Il ne faut pas tenter le Diable trop jeune!
Leander Dendoncker, Youri Tielemans ou Thimothy Castagne, associés avec les Diables contre la Russie, ont attendu de s'affirmer en D1 belge avant d'effectuer le grand saut vers l'étranger. Des exemples à suivre?
- Publié le 22-03-2019 à 17h01
- Mis à jour le 22-03-2019 à 17h02
Leander Dendoncker, Youri Tielemans ou Thimothy Castagne, associés avec les Diables contre la Russie, ont attendu de s'affirmer en D1 belge avant d'effectuer le grand saut vers l'étranger. Des exemples à suivre?
Quel est le point commun entre Thibaut Courtois, Timothy Castagne, Leander Dendoncker, Youri Tielemans et Michy Batshuayi, cinq des Diables titulaires qui ont vaincu les Russes? Ils ont tous débuté leur carrière chez les pros en D1 belge... avant d'être aujourd'hui de beaux produits d'exportation de notre équipe nationale.
"La performance des médians aujourd’hui, c’est un message pour le foot belge. Il faut partir à l’étranger quand c’est le moment de le faire. Vous avez vu aujourd’hui qu’ils ont progressé petit à petit. Ils étaient prêts pour passer ce cap. On a beaucoup de jeunes talents. Je pense que c’est mieux de se développer en Belgique et de ne pas partir trop tôt", a lancé Roberto Martinez, au micro de la RTBF, après le succès des Diables contre la Russie (3-1). Le sélectionneur des Diables, qui porte aussi la casquette de directeur technique de la fédération, est dans son rôle.
Il peut ajouter, pour confirmer ses dires, les exemples de Kompany, Lukaku, De Bruyne, Witsel, Fellaini... qui se sont tous révélés en Jupiler Pro League, avant de tenter leur chance, avec succès, à l'étranger. Et si l'on regarde de plus près le profil des Diables actuels qui n'ont jamais foulé les pelouses de notre D1A, on remarque qu'ils ont souvent été formés tôt hors de nos frontières, comme Eden Hazard. En fait, il serait dangereux pour un jeune talent belge, séduit par des sirènes étrangères au sortir de son adolescence, de s'expatrier. C'est en tout cas ce que démontre une étude de l'université d'Anvers...

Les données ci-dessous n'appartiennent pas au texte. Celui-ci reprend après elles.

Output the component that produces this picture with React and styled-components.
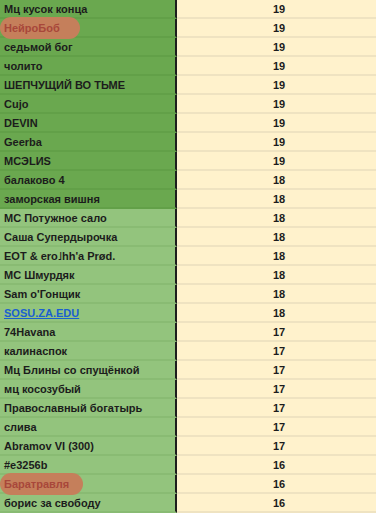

La valeur attend le nombre des années
Denis Odoi a attendu ses 30 ans pour s’imposer en Premier League, deux ans après avoir quitté la Belgique. Un exemple à suivre pour nos talents attirés très jeunes par l’Angleterre…
Denis Odoi a débarqué en Angleterre en juillet 2016. Après deux saisons mitigées à Anderlecht (47 matches disputés, mais 2 titres de champion à son palmarès), le Louvaniste s’était parfaitement relancé à Lokeren : 130 matches en 3 campagnes, avec une Coupe de Belgique (2014) remportée. Et à 28 ans, il était armé pour tenter l’aventure à l’étranger. Fulham a déboursé 1 million d’euros au Sporting waeslandien pour attirer le défenseur à Londres. Après deux belles saisons de Championship, la promotion en Premier League n’a pas effrayé Odoi, installé dans la défense des Lilywhites : 28 matches cette saison, dont 27 titularisations ! Une bien belle réussite pour le désormais trentenaire, qui, à 16 ans, se prédestinait à des études de prof de gym quand l’un de ses éducateurs anderlechtois lui avait prédit : "Tu ne deviendras jamais footballeur professionnel".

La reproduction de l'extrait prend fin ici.